You might be surprised, but this doctrine war was started by Israel.
In a nutshell, to fill you in, in both the Shia and Sunni worlds, up until two major incidents, 1) the Constitutional Revolution of Iran, and 2) the Constitutional Revolution of the Ottoman Empire (Türkiye), the Sultan, Shah, or King was considered the legitimate “shadow of God on earth” and the “Commander of the Faithful.”
The constitutional revolutions, among many other things, were at their core an objection to this authority that had been bestowed upon the king by the clergymen. For the first time, the king was being stripped of the religious cloak, and this happened primarily at the hands of prominent opposition figures from among the clergy themselves.

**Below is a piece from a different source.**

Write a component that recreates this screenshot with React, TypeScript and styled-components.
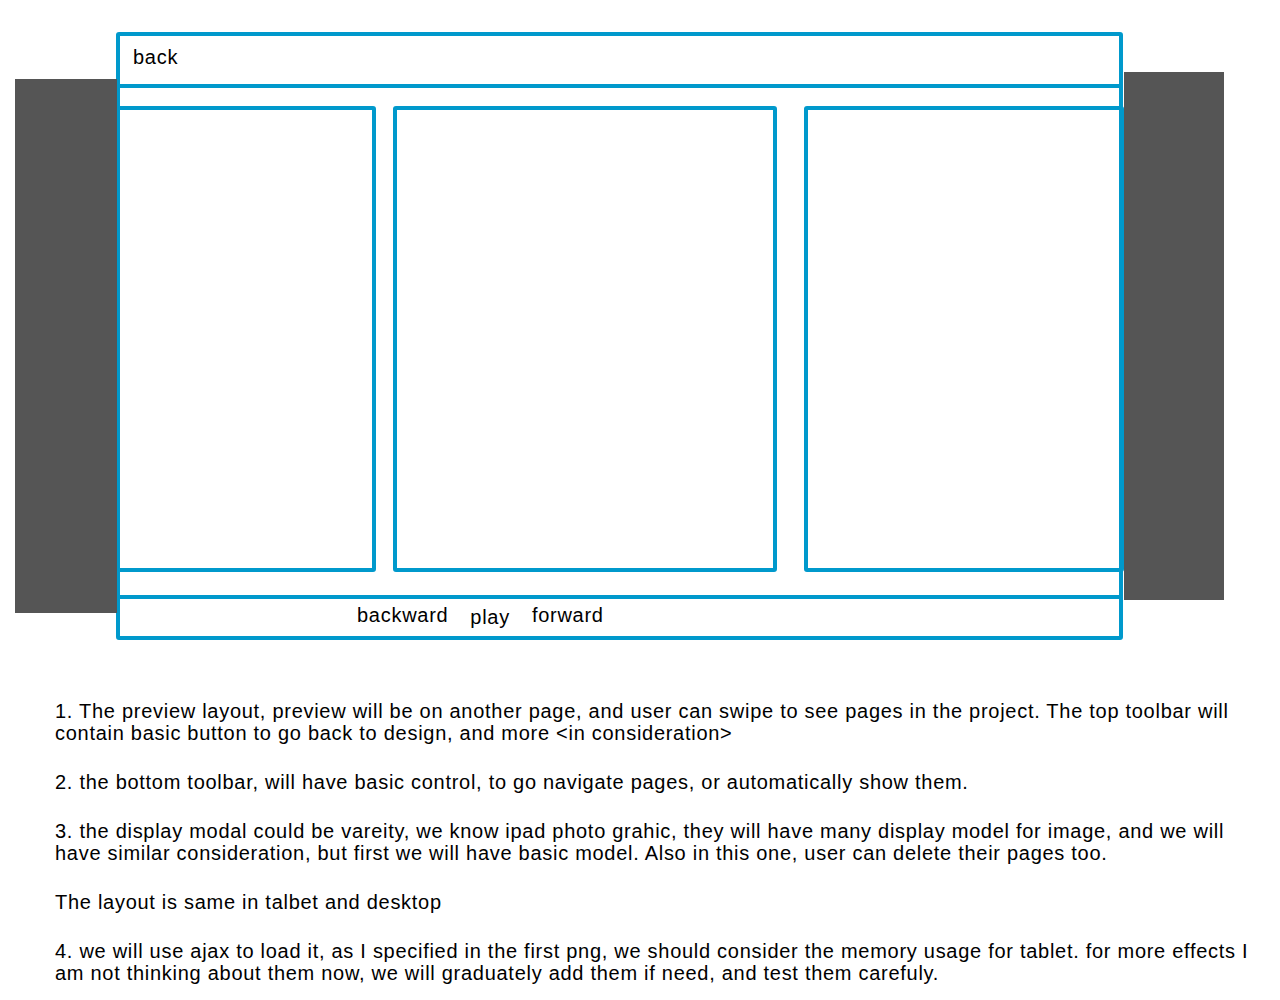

However, after World War II, when the dust settled and realities began to manifest themselves, the holy lands of Quds were given to the Jews. This was not an ordinary matter. It was as if a minority claiming descent from pre-Christian Romans were to come back, conquer the Vatican by force, and declare themselves the Roman Pagan Empire, with expansionist agendas, on occupied Christian territory.
Such a great blow to the region, and to Islam, gave birth to what we now call “political Islam.” The Muslim Brotherhood was a direct response to the fall of the caliphate and the loss of the holy lands to a Zionist occupier with extreme apocalyptic ideological beliefs.
Fast forward, and two doctrines were established as a result:
A. The Resistance. First in the form of non-state actors such as the Muslim Brotherhood, and later through new state actors such as Iran, which picked up the banner of resistance. A revealing detail is that Ayatollah Khamenei translated some of Sayyid Qutb’s works from the original Arabic into Persian prior to the 1979 revolution, which helps show how the core idea was formed.
B. The doctrine of continuing the post-collapse order in West Asia. This includes the outcomes of dramatic regional changes such as the fall of the Ottoman Empire, the collapse of the caliphate in the Sunni world, Arab nationalism, Turkish nationalism, the Ba’ath movement, and so on, all of which produced different kinds of political outcomes.
Now, nevertheless, who do you think holds religious authority? The resistance, a mixture of Sunni and Shia forces, or the status quo states under Israeli hegemony?